Copy, from the entries below, each line where the word "React" can be found.

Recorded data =
========================
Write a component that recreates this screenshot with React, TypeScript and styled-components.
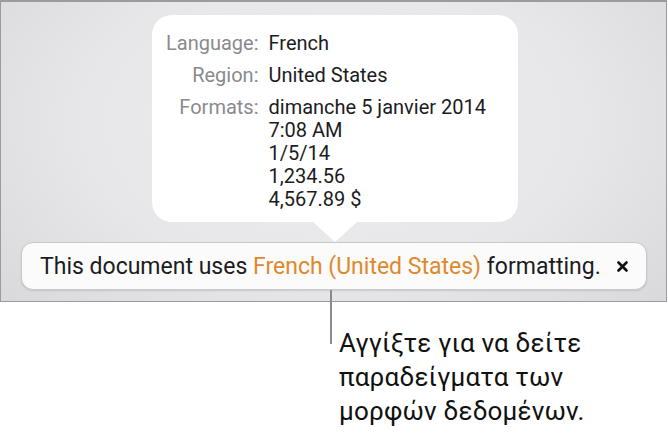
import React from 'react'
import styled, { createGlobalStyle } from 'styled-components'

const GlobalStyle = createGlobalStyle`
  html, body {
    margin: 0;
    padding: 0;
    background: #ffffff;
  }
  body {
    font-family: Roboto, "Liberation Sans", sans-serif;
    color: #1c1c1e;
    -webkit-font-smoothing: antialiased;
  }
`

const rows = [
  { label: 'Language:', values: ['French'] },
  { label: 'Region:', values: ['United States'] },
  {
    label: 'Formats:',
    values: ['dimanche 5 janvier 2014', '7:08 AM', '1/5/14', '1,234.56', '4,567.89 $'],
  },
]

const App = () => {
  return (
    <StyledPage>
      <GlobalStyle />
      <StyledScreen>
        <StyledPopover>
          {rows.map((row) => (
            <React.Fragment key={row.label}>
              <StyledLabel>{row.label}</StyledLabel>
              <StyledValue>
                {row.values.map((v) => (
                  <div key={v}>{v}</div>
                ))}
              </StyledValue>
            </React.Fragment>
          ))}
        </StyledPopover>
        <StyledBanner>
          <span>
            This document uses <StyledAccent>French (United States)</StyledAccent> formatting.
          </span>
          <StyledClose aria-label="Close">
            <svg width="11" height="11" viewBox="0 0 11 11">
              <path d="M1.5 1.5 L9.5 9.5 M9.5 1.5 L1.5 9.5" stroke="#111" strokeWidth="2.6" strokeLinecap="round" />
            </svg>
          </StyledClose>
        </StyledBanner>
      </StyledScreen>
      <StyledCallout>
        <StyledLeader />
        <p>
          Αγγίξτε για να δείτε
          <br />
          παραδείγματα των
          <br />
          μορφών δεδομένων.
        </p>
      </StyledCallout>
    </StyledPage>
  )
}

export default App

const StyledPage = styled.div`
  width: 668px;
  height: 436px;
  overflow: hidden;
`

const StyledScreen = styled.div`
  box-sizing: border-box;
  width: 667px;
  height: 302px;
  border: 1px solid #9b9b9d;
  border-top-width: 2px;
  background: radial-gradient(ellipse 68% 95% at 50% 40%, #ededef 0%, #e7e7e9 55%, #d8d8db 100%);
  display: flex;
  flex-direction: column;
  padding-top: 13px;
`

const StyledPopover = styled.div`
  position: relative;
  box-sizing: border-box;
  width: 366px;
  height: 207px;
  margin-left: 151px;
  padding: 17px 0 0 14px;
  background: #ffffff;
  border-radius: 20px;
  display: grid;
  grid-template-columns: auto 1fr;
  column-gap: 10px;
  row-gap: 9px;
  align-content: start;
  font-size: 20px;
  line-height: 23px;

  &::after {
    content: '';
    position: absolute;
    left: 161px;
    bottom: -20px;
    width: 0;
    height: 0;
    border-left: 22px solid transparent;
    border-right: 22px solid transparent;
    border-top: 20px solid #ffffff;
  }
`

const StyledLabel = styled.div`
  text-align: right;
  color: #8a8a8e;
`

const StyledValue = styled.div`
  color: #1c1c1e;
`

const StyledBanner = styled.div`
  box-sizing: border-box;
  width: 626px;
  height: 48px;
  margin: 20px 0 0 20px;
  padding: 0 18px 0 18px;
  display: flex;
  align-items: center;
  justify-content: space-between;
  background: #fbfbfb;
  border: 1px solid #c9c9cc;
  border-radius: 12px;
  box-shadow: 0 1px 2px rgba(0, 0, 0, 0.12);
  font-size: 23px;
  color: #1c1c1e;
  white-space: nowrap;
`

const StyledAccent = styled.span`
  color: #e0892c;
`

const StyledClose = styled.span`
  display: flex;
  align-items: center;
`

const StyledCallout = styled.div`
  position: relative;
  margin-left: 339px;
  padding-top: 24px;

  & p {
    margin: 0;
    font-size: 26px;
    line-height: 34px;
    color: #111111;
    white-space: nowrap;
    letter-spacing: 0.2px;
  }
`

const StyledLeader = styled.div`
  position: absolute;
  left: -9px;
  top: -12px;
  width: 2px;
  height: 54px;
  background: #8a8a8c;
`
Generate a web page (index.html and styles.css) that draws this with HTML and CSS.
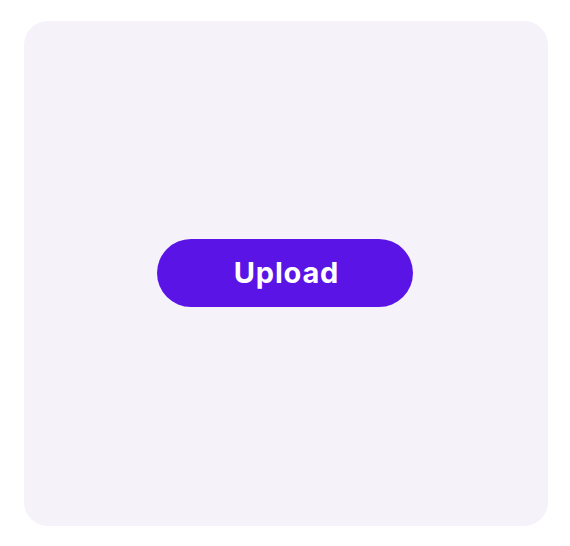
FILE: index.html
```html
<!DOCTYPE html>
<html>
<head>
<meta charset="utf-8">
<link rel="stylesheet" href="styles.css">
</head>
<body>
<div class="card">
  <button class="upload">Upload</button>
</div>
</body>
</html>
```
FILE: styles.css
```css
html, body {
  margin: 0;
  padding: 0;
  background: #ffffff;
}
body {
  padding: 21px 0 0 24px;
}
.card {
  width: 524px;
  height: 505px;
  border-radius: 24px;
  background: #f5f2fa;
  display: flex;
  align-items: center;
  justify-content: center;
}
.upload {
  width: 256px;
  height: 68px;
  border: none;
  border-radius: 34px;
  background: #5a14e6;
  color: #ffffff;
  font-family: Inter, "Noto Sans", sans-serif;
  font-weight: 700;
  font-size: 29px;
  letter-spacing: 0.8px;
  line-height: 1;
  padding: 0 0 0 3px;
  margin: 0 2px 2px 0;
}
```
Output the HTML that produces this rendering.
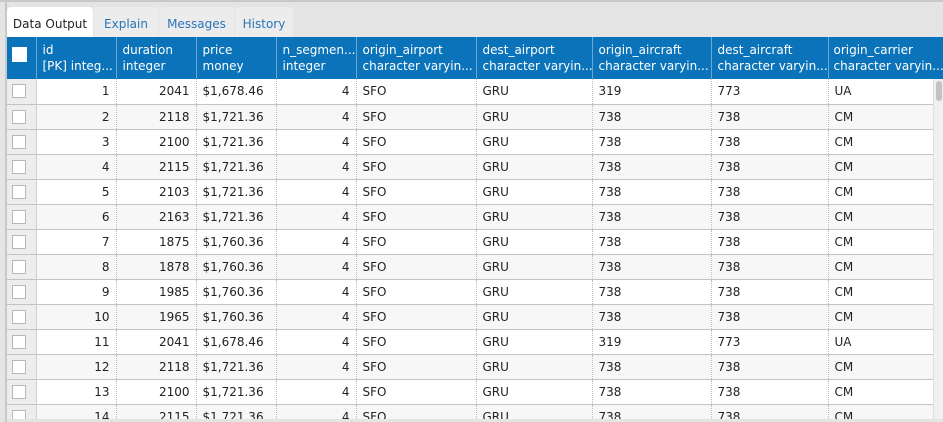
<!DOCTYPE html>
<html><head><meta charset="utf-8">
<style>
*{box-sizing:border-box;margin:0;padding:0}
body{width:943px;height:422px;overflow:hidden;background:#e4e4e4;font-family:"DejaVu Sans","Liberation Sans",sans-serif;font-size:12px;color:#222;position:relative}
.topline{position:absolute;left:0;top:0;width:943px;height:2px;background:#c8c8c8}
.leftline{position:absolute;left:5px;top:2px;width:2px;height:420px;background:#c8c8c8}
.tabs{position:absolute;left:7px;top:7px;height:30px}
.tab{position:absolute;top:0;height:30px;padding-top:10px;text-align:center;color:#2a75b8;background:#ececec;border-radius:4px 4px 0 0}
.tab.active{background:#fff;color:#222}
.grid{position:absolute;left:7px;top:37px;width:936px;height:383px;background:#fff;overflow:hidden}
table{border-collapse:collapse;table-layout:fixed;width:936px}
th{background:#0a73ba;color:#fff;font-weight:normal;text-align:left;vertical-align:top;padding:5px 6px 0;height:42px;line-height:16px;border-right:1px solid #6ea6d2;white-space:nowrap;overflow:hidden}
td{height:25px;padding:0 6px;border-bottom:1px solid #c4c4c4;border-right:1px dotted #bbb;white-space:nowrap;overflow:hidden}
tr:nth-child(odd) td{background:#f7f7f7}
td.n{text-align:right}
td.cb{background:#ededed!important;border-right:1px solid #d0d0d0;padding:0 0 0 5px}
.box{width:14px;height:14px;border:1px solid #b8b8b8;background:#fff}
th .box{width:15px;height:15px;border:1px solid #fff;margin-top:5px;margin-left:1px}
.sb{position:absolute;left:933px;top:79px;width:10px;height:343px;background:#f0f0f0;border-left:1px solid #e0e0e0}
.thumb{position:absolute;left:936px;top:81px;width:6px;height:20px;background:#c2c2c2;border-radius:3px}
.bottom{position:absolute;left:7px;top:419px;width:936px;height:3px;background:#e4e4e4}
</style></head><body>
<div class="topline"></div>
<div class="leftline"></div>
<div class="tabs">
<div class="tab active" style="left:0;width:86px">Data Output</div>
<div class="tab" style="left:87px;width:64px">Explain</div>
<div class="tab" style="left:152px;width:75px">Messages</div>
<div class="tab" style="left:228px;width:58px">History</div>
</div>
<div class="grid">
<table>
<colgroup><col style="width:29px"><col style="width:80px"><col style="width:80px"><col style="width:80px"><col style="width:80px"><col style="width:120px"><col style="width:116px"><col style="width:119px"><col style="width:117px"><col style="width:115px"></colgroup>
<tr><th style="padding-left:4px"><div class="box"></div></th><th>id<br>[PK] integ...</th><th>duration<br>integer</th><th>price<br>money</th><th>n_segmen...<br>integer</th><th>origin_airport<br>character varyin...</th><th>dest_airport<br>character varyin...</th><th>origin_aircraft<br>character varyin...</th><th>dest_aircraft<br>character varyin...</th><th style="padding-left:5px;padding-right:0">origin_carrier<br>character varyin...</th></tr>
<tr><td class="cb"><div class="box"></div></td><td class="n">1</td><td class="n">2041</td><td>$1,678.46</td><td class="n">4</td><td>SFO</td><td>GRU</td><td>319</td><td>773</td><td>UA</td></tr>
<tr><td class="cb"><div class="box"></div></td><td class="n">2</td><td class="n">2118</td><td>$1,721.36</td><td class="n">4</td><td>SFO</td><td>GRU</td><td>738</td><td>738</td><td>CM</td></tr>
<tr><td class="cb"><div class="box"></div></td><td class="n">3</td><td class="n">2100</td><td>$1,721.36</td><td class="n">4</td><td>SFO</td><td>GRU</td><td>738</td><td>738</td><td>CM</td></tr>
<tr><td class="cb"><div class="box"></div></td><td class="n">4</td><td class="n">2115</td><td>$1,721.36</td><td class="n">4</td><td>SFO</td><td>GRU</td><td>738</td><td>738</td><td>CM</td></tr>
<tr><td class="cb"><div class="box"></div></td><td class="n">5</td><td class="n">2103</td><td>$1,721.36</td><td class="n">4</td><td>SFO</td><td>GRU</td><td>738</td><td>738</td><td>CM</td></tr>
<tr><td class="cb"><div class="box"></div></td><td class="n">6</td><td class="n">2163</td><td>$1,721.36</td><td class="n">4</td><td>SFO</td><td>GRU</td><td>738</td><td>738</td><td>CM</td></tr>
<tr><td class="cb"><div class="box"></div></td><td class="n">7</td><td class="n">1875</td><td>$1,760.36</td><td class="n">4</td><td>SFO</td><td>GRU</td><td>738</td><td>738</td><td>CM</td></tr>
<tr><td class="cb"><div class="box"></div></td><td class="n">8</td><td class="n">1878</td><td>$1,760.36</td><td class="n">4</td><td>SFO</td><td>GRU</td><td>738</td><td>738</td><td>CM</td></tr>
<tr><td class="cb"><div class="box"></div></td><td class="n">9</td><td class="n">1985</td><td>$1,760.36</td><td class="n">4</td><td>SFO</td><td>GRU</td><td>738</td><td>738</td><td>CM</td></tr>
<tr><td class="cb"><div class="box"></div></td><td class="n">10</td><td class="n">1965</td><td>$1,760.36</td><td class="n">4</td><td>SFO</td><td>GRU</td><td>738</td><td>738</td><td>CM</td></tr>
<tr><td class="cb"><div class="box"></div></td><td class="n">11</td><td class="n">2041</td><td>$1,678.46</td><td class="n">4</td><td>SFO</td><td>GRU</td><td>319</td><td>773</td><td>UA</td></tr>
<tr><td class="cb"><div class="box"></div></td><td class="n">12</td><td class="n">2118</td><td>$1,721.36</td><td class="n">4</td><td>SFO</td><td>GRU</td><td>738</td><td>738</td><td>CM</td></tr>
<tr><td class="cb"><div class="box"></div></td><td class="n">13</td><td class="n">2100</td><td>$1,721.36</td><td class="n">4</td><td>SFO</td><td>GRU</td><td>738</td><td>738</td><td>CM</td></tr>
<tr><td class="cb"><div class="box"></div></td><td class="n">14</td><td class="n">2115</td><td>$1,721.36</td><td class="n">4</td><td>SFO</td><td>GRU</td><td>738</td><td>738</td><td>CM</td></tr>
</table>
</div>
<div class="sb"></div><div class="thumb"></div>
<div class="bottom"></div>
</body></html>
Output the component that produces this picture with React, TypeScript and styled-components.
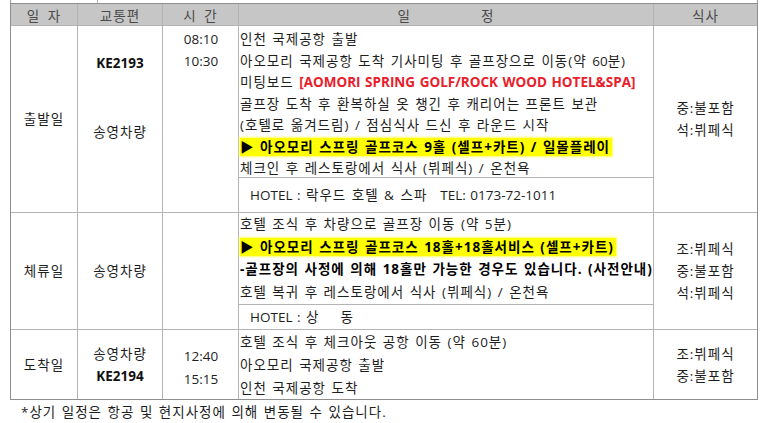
========================
Final result =
Write a component that recreates this screenshot with React, TypeScript and styled-components.
import React from 'react'
            <React.Fragment key={row.label}>
            </React.Fragment>
Output the component that produces this picture with React, TypeScript and styled-components.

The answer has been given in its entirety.